5 Tips to Hitting Great Shots Out of Fairway Bunkers
Ask a player how well they hit shots out of a bunker, and they’ll likely refer to a greenside bunker. Fairway bunkers don’t garner as much attention, but striking clean recovery shots are equally important to your game.
A significant challenge to hitting good fairway bunker shots is that it’s a shot we can’t practice. Public and private courses often have greenside bunkers in their practice area. But fairway bunkers shots are hit for distance and relegated to the course only.
Without practice, information is critical to hitting this shot proficiently. Here are five tips that should help you to hit quality shots out of fairway bunkers.
Place the ball back in your stance — Take your stance with the ball positioned closer towards your rear foot. Moving the ball one–to–two inches back in your stance makes it easier to hit the ball cleanly (no sand).
Dig your feet in and choke down on the club — Dig your feet into the sand for stability and take your grip an inch or more down on the club. Because you’ve dug your feet into the sand, the ball is sitting higher than your feet. Choking down shortens the club to compensate for the difference and helps you avoid hitting the sand before the ball.
Take at least one extra club — Select a club that hits the ball farther than your target distance since choking down on the club sacrifices about 10 yards of distance. For example, if you’re 160 yards from the hole and typically hit a 7–iron, opt for a 6–iron. It will make up for the lost distance and keep you from over–swinging.

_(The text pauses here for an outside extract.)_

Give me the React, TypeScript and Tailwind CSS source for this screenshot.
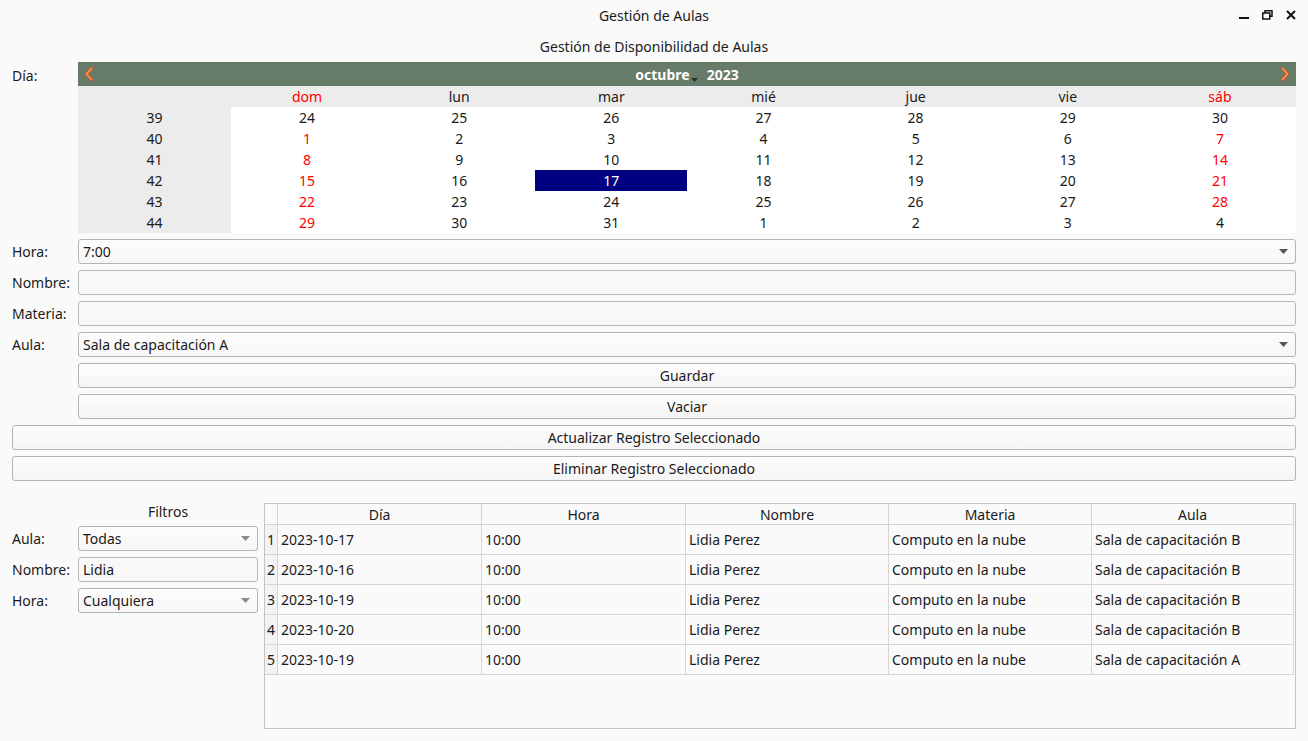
import React from "react";

const F = { fontFamily: '"Noto Sans", "Open Sans", sans-serif' };

const weeks: { n: number; days: { d: number; red: boolean }[] }[] = [
  { n: 39, days: [24, 25, 26, 27, 28, 29, 30].map((d) => ({ d, red: false })) },
  { n: 40, days: [1, 2, 3, 4, 5, 6, 7].map((d, i) => ({ d, red: i === 0 || i === 6 })) },
  { n: 41, days: [8, 9, 10, 11, 12, 13, 14].map((d, i) => ({ d, red: i === 0 || i === 6 })) },
  { n: 42, days: [15, 16, 17, 18, 19, 20, 21].map((d, i) => ({ d, red: i === 0 || i === 6 })) },
  { n: 43, days: [22, 23, 24, 25, 26, 27, 28].map((d, i) => ({ d, red: i === 0 || i === 6 })) },
  { n: 44, days: [29, 30, 31, 1, 2, 3, 4].map((d, i) => ({ d, red: i === 0 })) },
];

const dayNames = ["dom", "lun", "mar", "mié", "jue", "vie", "sáb"];

const rows = [
  ["2023-10-17", "10:00", "Lidia Perez", "Computo en la nube", "Sala de capacitación B"],
  ["2023-10-16", "10:00", "Lidia Perez", "Computo en la nube", "Sala de capacitación B"],
  ["2023-10-19", "10:00", "Lidia Perez", "Computo en la nube", "Sala de capacitación B"],
  ["2023-10-20", "10:00", "Lidia Perez", "Computo en la nube", "Sala de capacitación B"],
  ["2023-10-19", "10:00", "Lidia Perez", "Computo en la nube", "Sala de capacitación A"],
];

function Arrow({ light }: { light?: boolean }) {
  return (
    <svg width="9" height="5" viewBox="0 0 9 5">
      <path d="M0 0 L9 0 L4.5 5 Z" fill={light ? "#8a8a8a" : "#555"} />
    </svg>
  );
}

function Combo({ text, light }: { text: string; light?: boolean }) {
  return (
    <div className="h-[25px] flex-1 rounded-[3px] border border-[#b4b4b4] bg-gradient-to-b from-[#fdfdfd] to-[#f6f6f6] flex items-center justify-between pl-[4px] pr-[7px]">
      <span>{text}</span>
      <Arrow light={light} />
    </div>
  );
}

function Field({ text }: { text?: string }) {
  return (
    <div className="h-[25px] flex-1 rounded-[3px] border border-[#b8b8b8] bg-[#f8f8f8] flex items-center pl-[4px]">
      {text}
    </div>
  );
}

function Button({ text }: { text: string }) {
  return (
    <div className="h-[25px] flex-1 rounded-[3px] border border-[#b4b4b4] bg-gradient-to-b from-[#fdfdfd] to-[#f5f5f5] flex items-center justify-center">
      {text}
    </div>
  );
}

function Chevron({ dir }: { dir: "l" | "r" }) {
  const d = dir === "l" ? "M7.5 1.5 L2.5 7 L7.5 12.5" : "M2.5 1.5 L7.5 7 L2.5 12.5";
  return (
    <svg width="10" height="14" viewBox="0 0 10 14">
      <path d={d} stroke="#d9581e" strokeWidth="3.2" fill="none" strokeLinecap="round" strokeLinejoin="round" />
      <path d={d} stroke="#f79a5a" strokeWidth="1.4" fill="none" strokeLinecap="round" strokeLinejoin="round" />
    </svg>
  );
}

export default function App() {
  return (
    <div
      className="w-[1308px] h-[741px] bg-[#fafafa] text-[14px] text-[#1a1a1a] flex flex-col overflow-hidden"
      style={F}
    >
      {/* Title bar */}
      <div className="h-[30px] relative flex items-center justify-center shrink-0">
        <span>Gestión de Aulas</span>
        <div className="absolute right-[12px] top-0 h-[30px] flex items-center gap-[13px]">
          <svg width="10" height="10" viewBox="0 0 10 10">
            <rect x="0" y="7" width="10" height="2" fill="#111" />
          </svg>
          <svg width="11" height="10" viewBox="0 0 11 10">
            <rect x="3" y="0.75" width="7" height="5.5" fill="none" stroke="#111" strokeWidth="1.5" />
            <rect x="0.75" y="3" width="7" height="6" fill="#fafafa" stroke="#111" strokeWidth="1.5" />
          </svg>
          <svg width="10" height="10" viewBox="0 0 10 10">
            <path d="M1 1 L9 9 M9 1 L1 9" stroke="#111" strokeWidth="2" />
          </svg>
        </div>
      </div>

      <div className="h-[32px] flex items-center justify-center shrink-0">
        Gestión de Disponibilidad de Aulas
      </div>

      <div className="px-[12px] flex flex-col">
        {/* Calendar */}
        <div className="flex">
          <div className="w-[66px] shrink-0 h-[26px] flex items-center">Día:</div>
          <div className="flex-1 flex flex-col">
            <div className="h-[24px] bg-[#667b69] flex items-center justify-between px-[6px]">
              <Chevron dir="l" />
              <div className="flex items-center text-white font-bold text-[14px] pt-[1px]">
                <span>octubre</span>
                <svg width="7" height="4" viewBox="0 0 7 4" className="mt-[11px] ml-[1px]">
                  <path d="M0 0 L7 0 L3.5 4 Z" fill="#2a2a2a" />
                </svg>
                <span className="ml-[9px]">2023</span>
              </div>
              <Chevron dir="r" />
            </div>
            <div className="grid grid-cols-[153px_repeat(7,1fr)]">
              <div className="h-[21px] bg-[#ececec]" />
              {dayNames.map((n, i) => (
                <div
                  key={n}
                  className={`h-[21px] bg-[#ececec] flex items-center justify-center ${
                    i === 0 || i === 6 ? "text-[#ff0000]" : ""
                  }`}
                >
                  {n}
                </div>
              ))}
              {weeks.map((w) => (
                <React.Fragment key={w.n}>
                  <div className="h-[21px] bg-[#ececec] flex items-center justify-center">{w.n}</div>
                  {w.days.map((d, i) => {
                    const sel = w.n === 42 && d.d === 17;
                    return (
                      <div
                        key={i}
                        className={`h-[21px] flex items-center justify-center ${
                          sel ? "bg-[#000080] text-white" : d.red ? "bg-white text-[#ff0000]" : "bg-white"
                        }`}
                      >
                        {d.d}
                      </div>
                    );
                  })}
                </React.Fragment>
              ))}
            </div>
          </div>
        </div>

        {/* Form */}
        <div className="flex flex-col gap-[6px] mt-[6px]">
          <div className="flex items-center">
            <div className="w-[66px] shrink-0">Hora:</div>
            <Combo text="7:00" />
          </div>
          <div className="flex items-center">
            <div className="w-[66px] shrink-0">Nombre:</div>
            <Field />
          </div>
          <div className="flex items-center">
            <div className="w-[66px] shrink-0">Materia:</div>
            <Field />
          </div>
          <div className="flex items-center">
            <div className="w-[66px] shrink-0">Aula:</div>
            <Combo text="Sala de capacitación A" />
          </div>
          <div className="flex pl-[66px]">
            <Button text="Guardar" />
          </div>
          <div className="flex pl-[66px]">
            <Button text="Vaciar" />
          </div>
          <div className="flex">
            <Button text="Actualizar Registro Seleccionado" />
          </div>
          <div className="flex">
            <Button text="Eliminar Registro Seleccionado" />
          </div>
        </div>

        {/* Bottom */}
        <div className="flex gap-[6px] mt-[22px]">
          <div className="w-[246px] shrink-0 flex flex-col gap-[6px]">
            <div className="flex">
              <div className="w-[66px] shrink-0" />
              <div className="flex-1 h-[18px] flex items-center justify-center mt-[-1px]">Filtros</div>
            </div>
            <div className="flex items-center">
              <div className="w-[66px] shrink-0">Aula:</div>
              <Combo text="Todas" light />
            </div>
            <div className="flex items-center">
              <div className="w-[66px] shrink-0">Nombre:</div>
              <Field text="Lidia" />
            </div>
            <div className="flex items-center">
              <div className="w-[66px] shrink-0">Hora:</div>
              <Combo text="Cualquiera" light />
            </div>
          </div>

          <div className="flex-1 h-[226px] border border-[#c4c4c4] bg-[#fafafa] overflow-hidden">
            <div className="grid grid-cols-[13px_204px_204px_203px_203px_202px]">
              <div className="h-[21px] border-b border-r border-[#d2d2d2]" />
              {["Día", "Hora", "Nombre", "Materia", "Aula"].map((h) => (
                <div
                  key={h}
                  className="h-[21px] border-b border-r border-[#d2d2d2] flex items-center justify-center"
                >
                  {h}
                </div>
              ))}
              {rows.map((r, i) => (
                <React.Fragment key={i}>
                  <div className="h-[30px] border-b border-r border-[#d2d2d2] bg-[#f3f3f3] flex items-center justify-center">
                    {i + 1}
                  </div>
                  {r.map((c, j) => (
                    <div
                      key={j}
                      className="h-[30px] border-b border-r border-[#d6d6d6] flex items-center pl-[3px]"
                    >
                      {c}
                    </div>
                  ))}
                </React.Fragment>
              ))}
            </div>
          </div>
        </div>
      </div>
    </div>
  );
}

Shorten your backswing — Take a three–quarter backswing to increase your chances of a solid ball strike. Remember, you’re already taking at least one extra club, so don’t worry about distance. Hitting the ball cleanly is the primary goal.
Aim for the ball, not the sand — Hitting the ball first is critical to striking a quality shot. In greenside bunkers, you hit an inch or two behind the ball and let the sand carry it out. When playing from fairway bunkers, however, making square contact with the ball is essential to hitting for distance. Catch the sand first and you’ll have a short walk to your ball.
One final reminder — select a club that has enough loft to get the ball out. There are times when your ball will be sitting near the front of the bunker, just behind a big lip. Even though the distance warrants a 7–iron, you may have to hit a 9–iron to make sure the ball clears the lip. Ignore the urge to hit a miraculous shot and choose the practical club. The least desired result is a second shot out of a fairway bunker.